Le preparazioni semplici e la frittura risultano essere le più apprezzate dai bambini

Foto di Jenn Kosar su Unsplash

Un’indagine di Confcooperative Fedagripesca, diffusa in vista del nuovo anno scolastico, fotografa il rapporto tra bambini e consumo di pesce, evidenziando preferenze, abitudini alimentari e aspettative dei genitori. Nonostante il riconosciuto valore nutrizionale dei prodotti ittici, il loro consumo resta inferiore alle raccomandazioni sanitarie. La ricerca, condotta anche nelle scuole, mostra come la frittura e le preparazioni semplici restino le più apprezzate, mentre cresce la richiesta di una maggiore presenza di pesce nelle mense scolastiche.

L’indagine

Sapore delicato ma gustoso, facile da consumare come nasello, sogliola, merluzzo, mentre sul podio delle preparazioni ci sono filetti, bastoncini, polpette di pesce, hamburger di pesce, quanto alla cottura la più amata resta la frittura.
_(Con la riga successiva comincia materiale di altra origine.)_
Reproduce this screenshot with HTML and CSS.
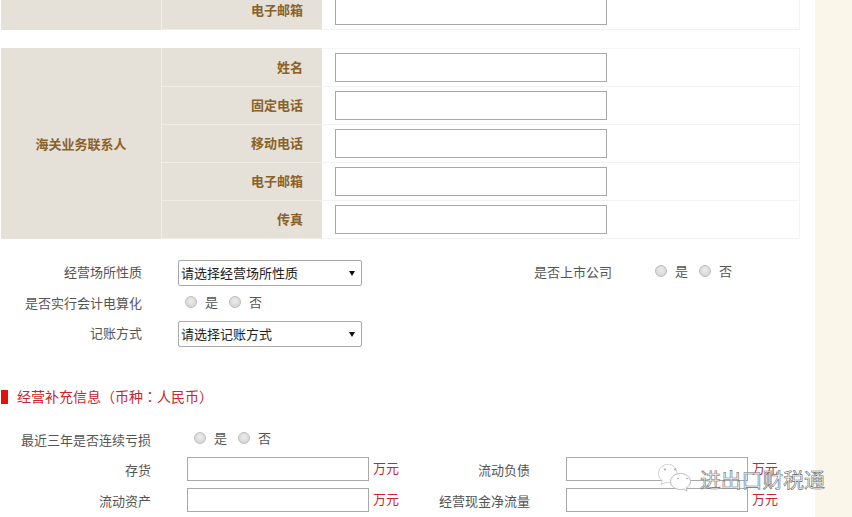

L’80% dei bambini il pesce a tavola lo preferisce così sia a casa ma anche a scuola, facendo contenti i loro genitori. Anche perché sei su sette (circa il 90%) vorrebbero per i loro figli una dieta più ricca di questi alimenti proprio nelle mense scolastiche. È quanto emerge da un’indagine di Confcooperative Fedagripesca, realizzata in vista dell’avvio dell’anno scolastico, che da anni è impegnata nelle scuole a favorire la conoscenza di pesci, molluschi e crostacei con percorsi formativi che vanno dalle tecniche di pesca alle proprietà nutrizionali, passando per la gastronomia.

Le dichiarazioni

“Tutti i prodotti ittici sono ricchi di nutrienti essenziali che supportano lo sviluppo fisico e cognitivo, ma, nonostante ciò, in Italia, la loro presenza nelle mense scolastiche e nelle abitudini alimentari familiari è ancora limitata”, spiega Paolo Tiozzo, vicepresidente Confcooperative Fedagripesca. Bambini e ragazzi, infatti, consumano meno pesce di quanto raccomandato dalle linee guida sanitarie, con una media di sole 1-2 porzioni a settimana contro le 2-3 consigliate, come evidenziato dalle indagini dell’Istituto superiore di Sanità. Un consumo che tende ulteriormente a calare durante l’adolescenza, influenzato da fattori come abitudini familiari, regione di residenza, con un divario geografico, dove il consumo è storicamente più alto al Sud e nelle zone costiere rispetto al Nord e non ultimo dalla capacità economica. Secondo l’associazione l’attenzione dei genitori è rivolta alla tracciabilità dei prodotti ittici e quando si tratta di bambini più piccoli alla preoccupazione per le lische.